Драматизм истории возникает из-за несоответствия масштабов, столкновения задуманного, воображаемого с реальностью. Художник Вера Мартынова не без иронии помещает героиню, чьи планы превышают по размаху и амбициозности македонские и лировские, в кухню-клетушку с банальным набором домашней утвари. Фрагмент малогабаритной квартиры вписан в контейнер (по типу грузоперевозочных): он будто висит в темноте сцены, создавая ощущение потерянности (множество таких типовых квартир предполагается сверху, снизу, справа, слева). Ощущение это подтверждается и другим решением: одно и то же пространство служит для изображения квартир обеих сестер, «переход» из одного жилища в другое обозначается лишь сменой календаря над холодильником. В помощь и проекции: перед каждой сценой указывается время и место событий, есть и «говорящий» заголовок («Десять недель», «А ты изменился») с атмосферной фотографией. Действие дробится на стройные смысловые сценки. Нарративное построение и цикличность создают ощущение незатейливого сериала: короткие эпизоды, ненавязчивое повторение основного из «прошлой серии». Нарезка выверена — ровно столько, сколько среднестатистический зритель в состоянии высидеть.

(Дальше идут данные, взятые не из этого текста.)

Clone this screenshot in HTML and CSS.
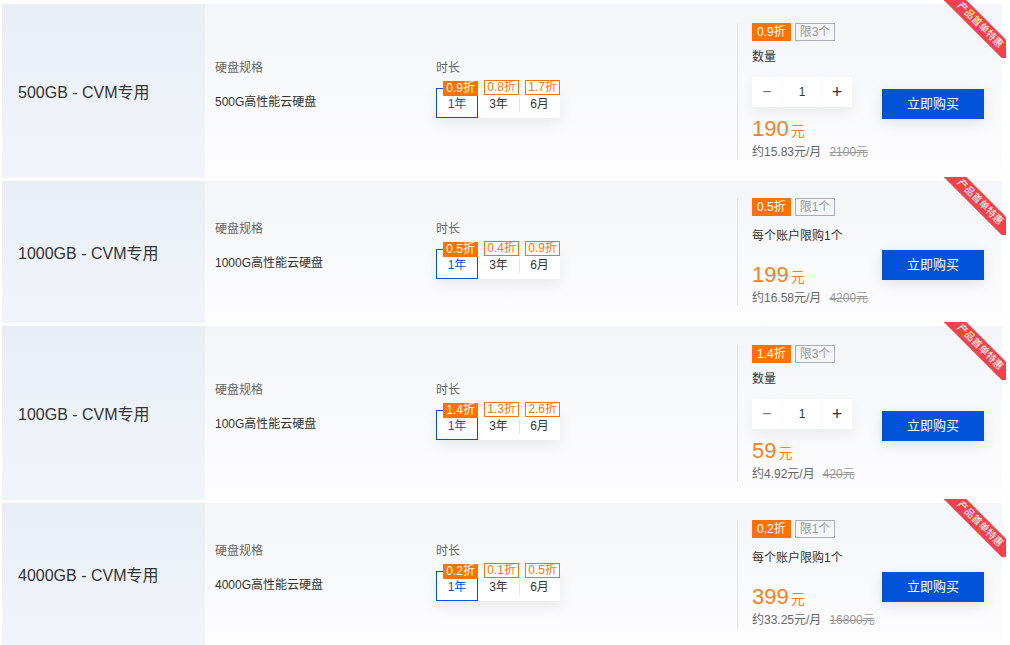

Чтобы зритель не заскучал, есть даже пара откровенных сцен: когда Соня и ее «попытка номер два» сливаются в безудержной страсти на кухне или безуспешно пытаются заняться любовью в парке. Некоторая даже пошлость этих сцен, их нарочитость оправдана результатом: Соня беременна. Эсфирь погорюет (Соня оказалась самозванкой), повздыхает (забеременела мало того, что не от ее сына, так еще и не от еврея), а потом скомандует: «Выносите Левину кровать, будем обустраивать детскую!» С действительностью ее примиряет безудержный деятельный характер. «Я хотела не так, но пусть все будет так», — мудро заключает она. Ведь главное, чтобы за столом, как в старые времена, садилось человек по семнадцать. А их уже четверо (наконец, и мужчина есть), ждут пятого. Фира уже решила, что это мальчик, и быть ему Вениамином, и вот-вот она сядет шить ему распашонки… Но история мальчика, воспитанного мамой и бабушкой (представленная, кстати, в романе «Искренне ваш Шурик»), — это уже следующий сезон.